21 April 2010

Where the streets have no name

Many cities in the Mountain West area were designed very methodically, and many places were designed on a grid system. Salt Lake City, for example, centers around the Salt Lake Temple. Everything in the Salt Lake Valley is measured from the Salt Lake Temple. Consequently, most streets do not have traditional street names like "Live Oak," "Hidden Valley," or "Glendale." Most street names are numbers. And it's a great way to know where you are. I love it. It is 70% of the reason I am not perpetually lost in this state. (The rest of the break-out is 20% the mountains and 10% the fact that I actually drive here.) For instance, if my work's address were 775 North 200 East, (it is not) that would mean my street name is "200 East." The physical address of the building is "775 North." (To add further meaning to this, this address would be located two blocks east of the Salt Lake Temple, and roughly 7.75 blocks north of the temple. Very simple and brilliant.)

I got a call at work on Monday that went like this:
Client: Hi, I am shipping something to you, but I am shipping it via UPS, and I need a physical address isntead of a P.O. box.
Me: Oh, okay, that's no problem at all. Are you ready for it? (pause) It's 775 North 200 East Ste. #95
Client: Wait, I'm confused.
Me: Okay, it's 775 North 200 East
Client: What's the street name?
Me: The physical address is 775 North. The street name is called 200 East.
Client: Are they going to know how to find this place?
Me: Yes, it's how most addresses in Utah are. I know it's a bit tricky if you're not used to it. It's on a grid system.
Client: So, the top line is 775 North. Then the second line is 200 East, then Ste 95.
Me: Sure.
Technically, no. It should be like this:
775 North 200 East Ste. 95
Salt Lake City, UT 84111
But, I'm sure it will get there.

The guy was seriously confused, and I really didn't know what else I could possibly tell the guy so he wouldn't be confused. All he had to do was write down exactly what I was telling him. It made me glad that I don't deal with people all that often.

9 comments:

Steven said...

From my understanding, Boston has the worse street layout. All of the northeast is a spider web from what I know.

Angela Noelle of Striking Keys said...

So ah...your header image is taken in NZ...right?

You miss us, right?

You never get lost heeeeeeeeeeere. ;)

John said...

Don't even get me started on the complexities of postal/parcel deliveries here in Jackson, WY

Bart said...

The grid system is ideal. I love it. The Boston system is not ideal. Especially with the incredible lack of street signs, let alone good street signs.

Science Teacher Mommy said...

I didn't realize just how great Utah was until I lived in Sydney, and you had to have a 400 page key map to get anywhere.

And in Houston, it is always landmarks people use to give directions (aka: turn left at the alligator refugee).

Science Teacher Mommy said...

PS Your piece title made me laugh.
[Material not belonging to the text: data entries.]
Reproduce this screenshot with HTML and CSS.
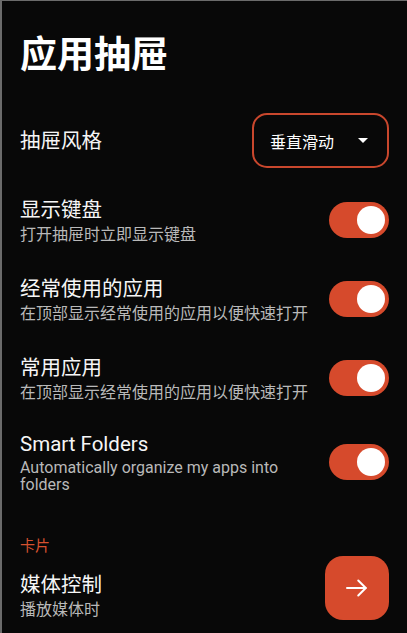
FILE: index.html
```html
<!DOCTYPE html>
<html>
<head>
<meta charset="utf-8">
<title>应用抽屉</title>
<link rel="stylesheet" href="styles.css">
</head>
<body>
<div id="screen">
	<h1 class="pageTitle">应用抽屉</h1>

	<div class="row styleRow">
		<div class="rowTitle">抽屉风格</div>
		<div class="dropdown">
			<span class="dropdownText">垂直滑动</span>
			<svg class="caret" width="10" height="5" viewBox="0 0 10 5"><polygon points="0,0 10,0 5,5" fill="#fff"/></svg>
		</div>
	</div>

	<div class="row">
		<div class="rowText">
			<div class="rowTitle">显示键盘</div>
			<div class="rowSub">打开抽屉时立即显示键盘</div>
		</div>
		<div class="toggle on"><span class="thumb"></span></div>
	</div>

	<div class="row">
		<div class="rowText">
			<div class="rowTitle">经常使用的应用</div>
			<div class="rowSub">在顶部显示经常使用的应用以便快速打开</div>
		</div>
		<div class="toggle on"><span class="thumb"></span></div>
	</div>

	<div class="row">
		<div class="rowText">
			<div class="rowTitle">常用应用</div>
			<div class="rowSub">在顶部显示经常使用的应用以便快速打开</div>
		</div>
		<div class="toggle on"><span class="thumb"></span></div>
	</div>

	<div class="row latinRow">
		<div class="rowText">
			<div class="rowTitle">Smart Folders</div>
			<div class="rowSub">Automatically organize my apps into folders</div>
		</div>
		<div class="toggle on"><span class="thumb"></span></div>
	</div>

	<div class="sectionHeader">卡片</div>

	<div class="row cardRow">
		<div class="rowText">
			<div class="rowTitle">媒体控制</div>
			<div class="rowSub">播放媒体时</div>
		</div>
		<div class="goButton">
			<svg width="30" height="30" viewBox="0 0 24 24" fill="none" stroke="#fff" stroke-width="1.6" stroke-linecap="round" stroke-linejoin="round"><path d="M4 12h15"/><path d="M13 6l6 6-6 6"/></svg>
		</div>
	</div>
</div>
</body>
</html>
```

FILE: styles.css
```css
html, body
{
	margin: 0;
	padding: 0;
	background-color: #080808;
	overflow: hidden;
}
#screen
{
	height: 632px;
	border-top: 1px solid #6b6b6b;
	border-left: 2px solid #6b6b6b;
	padding: 0 18px;
	font-family: Roboto, "Noto Sans CJK SC", sans-serif;
	color: #f6f6f6;
	overflow: hidden;
}
.pageTitle
{
	margin: 0;
	padding-top: 33px;
	font-size: 37px;
	line-height: 44px;
	font-weight: bold;
	color: #ffffff;
}
.row
{
	display: flex;
	align-items: center;
	justify-content: space-between;
	padding: 16px 0 17px 0;
}
.styleRow
{
	height: 55px;
	padding: 0;
	margin: 35px 0 13px 0;
}
.latinRow
{
	padding: 13px 0 20px 0;
}
.latinRow .rowSub
{
	line-height: 16.5px;
}
.rowText
{
	flex: 1;
	padding-right: 16px;
}
.rowTitle
{
	font-size: 20.5px;
	line-height: 26px;
}
.rowSub
{
	margin-top: 3px;
	font-size: 16px;
	line-height: 17px;
	color: #b9b9b9;
}
.dropdown
{
	box-sizing: border-box;
	width: 137px;
	height: 55px;
	border: 2px solid #c9472d;
	border-radius: 15px;
	display: flex;
	align-items: center;
	justify-content: space-between;
	padding: 0 19px 0 16px;
}
.dropdownText
{
	font-size: 16px;
	color: #ffffff;
}
.toggle
{
	position: relative;
	flex: none;
	width: 60px;
	height: 36px;
	border-radius: 18px;
	background-color: #d64a2c;
}
.toggle .thumb
{
	position: absolute;
	top: 4px;
	right: 4px;
	width: 28px;
	height: 28px;
	border-radius: 50%;
	background-color: #ffffff;
}
.sectionHeader
{
	padding-top: 23px;
	font-size: 15px;
	line-height: 20px;
	color: #d6512f;
}
.cardRow
{
	align-items: flex-start;
	padding-top: 0;
}
.cardRow .rowText
{
	padding-top: 16px;
}
.goButton
{
	flex: none;
	width: 64px;
	height: 64px;
	border-radius: 18px;
	background-color: #d64a2c;
	display: flex;
	align-items: center;
	justify-content: center;
}
```
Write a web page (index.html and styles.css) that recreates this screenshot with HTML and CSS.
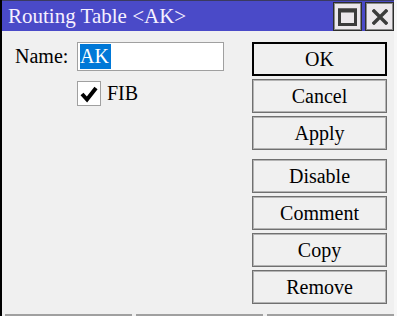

There was an urban legend in the early 90's that Bono wrote that song in response to BYU not allowing U2 to play at their stadium (some rigmarole about t being the only venue big enough back in the day). There another false doctrine that he was once engaged to an LDS woman because of the line "Love is a temple . . . love the higher law . . ."

AmiZOOKey said...

What about Japan?! They REALLY have no street names. REALLY. There address exists of a number for your house, your block and your street and the name of your suburb. Also house numbers are in the order houses were built not necessarily in numerical order along the street.

We called all posties "Steve" in my mission. I am in awe of "Steve". Still.

(although I got pur-eeety awesome at map reading. But I've since forgotten all of it. Darn)

Packrat said...

The shipping programs that Fed Ex and UPS use are really bad for not letting one put in exact addresses. (Try shipping something to England where the place is just a name of a cottage!) In our business we get that all the time where the real address is one thing, but the computer program will only accept it another way. UPS even has our business address messed up.

Just have suppliers/clients write on the package "Known by Driver" or "Known by Delivery Person"

Anonymous said...

I think the easiest way to explain an address like 775 North 200 East is:
the street name is North 200 East, and the number is 775.

This has the benefit of fitting nicely into address fields on computer programs, and also meshing well with address conventions in other cities.

Many cities have street names like "East Colorado Blvd." or "North Figueroa St." It just so happens your street is called 200 East, and you are on the North segment of it, so the official name of it is North 200 East, just like the official name of the north segment of Figueroa street is "North Figueroa street." This makes even more sense if you think of 200 East as "2nd East" instead, since many cities have 1st St, 2nd St, 3rd St, etc.